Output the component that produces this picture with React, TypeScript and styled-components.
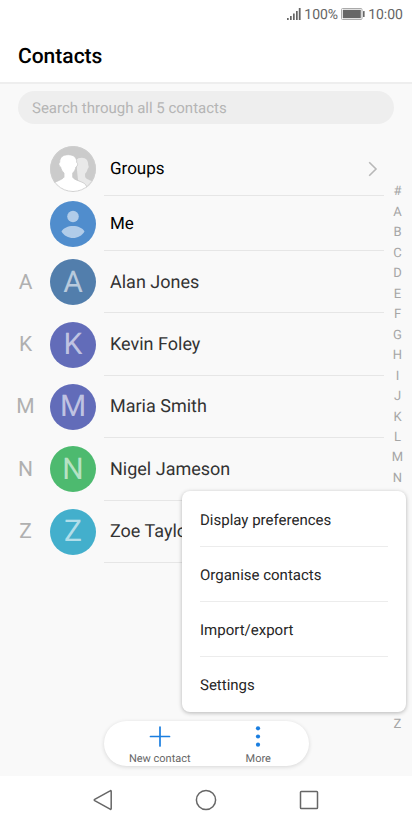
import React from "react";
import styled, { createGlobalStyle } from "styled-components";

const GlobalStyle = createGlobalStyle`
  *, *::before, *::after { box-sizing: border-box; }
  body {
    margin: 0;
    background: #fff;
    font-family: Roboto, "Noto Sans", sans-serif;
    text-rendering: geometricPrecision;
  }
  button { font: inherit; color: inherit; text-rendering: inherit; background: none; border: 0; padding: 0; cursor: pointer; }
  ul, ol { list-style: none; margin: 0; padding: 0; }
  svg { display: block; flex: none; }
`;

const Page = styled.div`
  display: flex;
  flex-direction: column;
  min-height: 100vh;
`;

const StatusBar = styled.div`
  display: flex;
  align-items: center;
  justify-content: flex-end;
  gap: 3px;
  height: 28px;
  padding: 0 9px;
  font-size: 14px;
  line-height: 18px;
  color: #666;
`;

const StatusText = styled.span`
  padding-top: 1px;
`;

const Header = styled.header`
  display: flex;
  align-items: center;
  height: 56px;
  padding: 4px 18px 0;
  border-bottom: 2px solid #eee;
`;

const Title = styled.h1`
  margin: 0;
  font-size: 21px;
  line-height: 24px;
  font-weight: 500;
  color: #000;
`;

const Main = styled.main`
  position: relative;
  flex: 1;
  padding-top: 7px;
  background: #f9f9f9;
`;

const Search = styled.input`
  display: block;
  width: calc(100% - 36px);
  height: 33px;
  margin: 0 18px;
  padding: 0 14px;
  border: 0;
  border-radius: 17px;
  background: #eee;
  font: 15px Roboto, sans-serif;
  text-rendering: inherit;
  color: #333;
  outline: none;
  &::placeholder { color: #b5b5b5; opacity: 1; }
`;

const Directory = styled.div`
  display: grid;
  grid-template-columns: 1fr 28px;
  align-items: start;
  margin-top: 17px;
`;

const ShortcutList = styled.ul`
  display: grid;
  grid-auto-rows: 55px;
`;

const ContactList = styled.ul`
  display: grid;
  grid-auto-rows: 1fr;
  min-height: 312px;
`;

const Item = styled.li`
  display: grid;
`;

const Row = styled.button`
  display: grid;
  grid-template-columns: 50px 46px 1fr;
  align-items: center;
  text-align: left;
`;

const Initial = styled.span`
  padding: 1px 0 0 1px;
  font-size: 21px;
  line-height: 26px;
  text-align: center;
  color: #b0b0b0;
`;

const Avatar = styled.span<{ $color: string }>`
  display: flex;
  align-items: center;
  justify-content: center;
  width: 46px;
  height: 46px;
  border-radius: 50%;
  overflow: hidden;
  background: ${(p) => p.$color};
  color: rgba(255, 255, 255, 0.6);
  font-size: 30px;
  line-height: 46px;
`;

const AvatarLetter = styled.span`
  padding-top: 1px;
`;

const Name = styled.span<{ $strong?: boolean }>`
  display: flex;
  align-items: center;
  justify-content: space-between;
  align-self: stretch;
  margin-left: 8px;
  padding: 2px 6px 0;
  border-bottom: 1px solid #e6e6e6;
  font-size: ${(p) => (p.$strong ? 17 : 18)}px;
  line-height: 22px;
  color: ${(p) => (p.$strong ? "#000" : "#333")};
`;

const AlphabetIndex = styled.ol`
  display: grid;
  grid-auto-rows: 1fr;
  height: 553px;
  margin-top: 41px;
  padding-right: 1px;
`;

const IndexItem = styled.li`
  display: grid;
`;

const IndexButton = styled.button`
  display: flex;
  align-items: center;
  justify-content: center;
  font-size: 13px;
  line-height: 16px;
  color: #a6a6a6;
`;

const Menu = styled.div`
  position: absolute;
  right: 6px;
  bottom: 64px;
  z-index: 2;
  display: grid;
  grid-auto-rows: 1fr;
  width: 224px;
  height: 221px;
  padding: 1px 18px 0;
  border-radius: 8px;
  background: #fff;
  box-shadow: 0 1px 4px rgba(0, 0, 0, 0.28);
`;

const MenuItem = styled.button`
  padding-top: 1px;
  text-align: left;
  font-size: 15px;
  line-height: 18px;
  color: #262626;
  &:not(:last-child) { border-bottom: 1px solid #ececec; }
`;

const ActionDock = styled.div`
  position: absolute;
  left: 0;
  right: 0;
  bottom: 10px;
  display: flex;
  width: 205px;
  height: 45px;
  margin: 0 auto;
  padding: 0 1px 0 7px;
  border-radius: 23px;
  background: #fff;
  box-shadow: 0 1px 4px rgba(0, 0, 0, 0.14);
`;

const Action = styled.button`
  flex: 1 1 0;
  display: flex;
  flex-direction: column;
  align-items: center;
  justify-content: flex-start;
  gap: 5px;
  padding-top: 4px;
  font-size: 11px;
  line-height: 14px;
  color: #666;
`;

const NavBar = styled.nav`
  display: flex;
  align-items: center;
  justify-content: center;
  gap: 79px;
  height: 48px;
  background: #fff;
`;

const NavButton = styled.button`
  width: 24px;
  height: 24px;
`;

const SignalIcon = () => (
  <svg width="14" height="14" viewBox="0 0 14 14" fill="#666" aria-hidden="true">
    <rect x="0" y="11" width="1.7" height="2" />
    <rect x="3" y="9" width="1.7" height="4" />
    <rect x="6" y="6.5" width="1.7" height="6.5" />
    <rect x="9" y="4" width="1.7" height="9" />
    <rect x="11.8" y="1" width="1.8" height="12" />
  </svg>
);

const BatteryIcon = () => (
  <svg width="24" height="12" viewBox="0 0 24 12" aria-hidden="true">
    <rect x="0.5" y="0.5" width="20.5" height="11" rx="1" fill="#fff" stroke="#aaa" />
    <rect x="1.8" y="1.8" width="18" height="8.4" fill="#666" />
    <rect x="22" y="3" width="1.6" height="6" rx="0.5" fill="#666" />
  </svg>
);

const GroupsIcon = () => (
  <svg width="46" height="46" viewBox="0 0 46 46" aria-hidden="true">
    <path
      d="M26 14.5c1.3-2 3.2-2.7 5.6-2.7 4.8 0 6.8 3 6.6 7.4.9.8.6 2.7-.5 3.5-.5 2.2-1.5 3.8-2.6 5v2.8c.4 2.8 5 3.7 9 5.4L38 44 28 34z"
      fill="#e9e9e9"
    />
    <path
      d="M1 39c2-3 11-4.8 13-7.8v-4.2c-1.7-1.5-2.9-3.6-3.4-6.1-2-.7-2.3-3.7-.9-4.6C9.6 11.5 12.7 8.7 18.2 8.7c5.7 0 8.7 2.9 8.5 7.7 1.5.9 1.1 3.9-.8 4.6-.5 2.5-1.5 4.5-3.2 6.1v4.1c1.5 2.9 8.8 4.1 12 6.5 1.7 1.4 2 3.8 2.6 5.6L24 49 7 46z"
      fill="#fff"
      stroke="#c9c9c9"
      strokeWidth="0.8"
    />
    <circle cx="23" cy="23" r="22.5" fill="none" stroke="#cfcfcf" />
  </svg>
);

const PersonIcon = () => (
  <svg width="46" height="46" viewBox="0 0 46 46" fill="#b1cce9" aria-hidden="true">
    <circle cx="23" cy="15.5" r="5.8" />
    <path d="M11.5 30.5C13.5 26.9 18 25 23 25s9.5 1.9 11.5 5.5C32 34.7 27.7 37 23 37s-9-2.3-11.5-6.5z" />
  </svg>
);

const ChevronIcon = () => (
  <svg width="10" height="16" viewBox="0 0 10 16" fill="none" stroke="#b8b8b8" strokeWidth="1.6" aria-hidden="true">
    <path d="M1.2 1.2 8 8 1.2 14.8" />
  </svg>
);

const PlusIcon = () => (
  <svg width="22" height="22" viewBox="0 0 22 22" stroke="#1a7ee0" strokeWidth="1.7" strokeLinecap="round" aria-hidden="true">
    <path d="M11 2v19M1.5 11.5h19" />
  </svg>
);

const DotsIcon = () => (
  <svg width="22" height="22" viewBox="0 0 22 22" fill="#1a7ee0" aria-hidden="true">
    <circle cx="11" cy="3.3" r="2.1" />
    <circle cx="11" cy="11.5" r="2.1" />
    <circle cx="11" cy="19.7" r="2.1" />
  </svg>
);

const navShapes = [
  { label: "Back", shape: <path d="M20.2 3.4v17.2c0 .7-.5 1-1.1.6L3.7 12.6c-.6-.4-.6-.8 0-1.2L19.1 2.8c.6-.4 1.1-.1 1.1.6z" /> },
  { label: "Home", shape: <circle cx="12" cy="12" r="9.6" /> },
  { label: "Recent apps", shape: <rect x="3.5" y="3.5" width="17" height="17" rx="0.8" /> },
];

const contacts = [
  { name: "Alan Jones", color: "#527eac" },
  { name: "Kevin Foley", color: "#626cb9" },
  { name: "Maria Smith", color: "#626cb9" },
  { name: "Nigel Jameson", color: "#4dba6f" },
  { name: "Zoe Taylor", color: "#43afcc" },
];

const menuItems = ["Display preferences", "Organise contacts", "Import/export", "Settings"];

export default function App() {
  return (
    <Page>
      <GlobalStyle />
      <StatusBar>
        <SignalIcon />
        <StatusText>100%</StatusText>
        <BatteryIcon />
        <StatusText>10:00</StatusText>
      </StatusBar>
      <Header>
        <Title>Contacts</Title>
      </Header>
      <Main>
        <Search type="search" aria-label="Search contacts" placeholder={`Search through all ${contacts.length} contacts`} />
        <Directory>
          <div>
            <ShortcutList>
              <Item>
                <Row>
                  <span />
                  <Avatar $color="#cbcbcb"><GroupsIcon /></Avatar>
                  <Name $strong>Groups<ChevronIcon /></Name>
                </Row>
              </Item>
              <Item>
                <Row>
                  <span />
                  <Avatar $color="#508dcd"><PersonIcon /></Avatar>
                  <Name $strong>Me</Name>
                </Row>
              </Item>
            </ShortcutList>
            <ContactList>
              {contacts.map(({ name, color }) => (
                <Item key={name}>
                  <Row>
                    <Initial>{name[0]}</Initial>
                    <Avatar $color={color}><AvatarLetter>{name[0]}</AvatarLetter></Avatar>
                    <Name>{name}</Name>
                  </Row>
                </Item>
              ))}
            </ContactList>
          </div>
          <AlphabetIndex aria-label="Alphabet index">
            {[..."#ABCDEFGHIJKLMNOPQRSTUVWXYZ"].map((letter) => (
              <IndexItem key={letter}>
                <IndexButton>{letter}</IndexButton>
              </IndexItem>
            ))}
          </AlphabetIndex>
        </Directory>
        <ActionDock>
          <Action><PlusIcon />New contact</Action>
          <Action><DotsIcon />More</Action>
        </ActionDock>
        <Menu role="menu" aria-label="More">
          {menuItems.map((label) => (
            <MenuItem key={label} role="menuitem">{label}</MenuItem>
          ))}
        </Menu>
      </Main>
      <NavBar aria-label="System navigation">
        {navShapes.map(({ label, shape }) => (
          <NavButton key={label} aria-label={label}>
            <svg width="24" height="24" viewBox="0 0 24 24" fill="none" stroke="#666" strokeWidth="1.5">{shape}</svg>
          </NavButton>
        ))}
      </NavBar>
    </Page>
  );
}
━━━━━━━━━━━━━━━━━━━━
• **WHAT YOU ARE ASKED TO DO**: Identify every line where the string "components" appears.

• **TASK OUTPUT**:
Output the component that produces this picture with React, TypeScript and styled-components.
import styled, { createGlobalStyle } from "styled-components";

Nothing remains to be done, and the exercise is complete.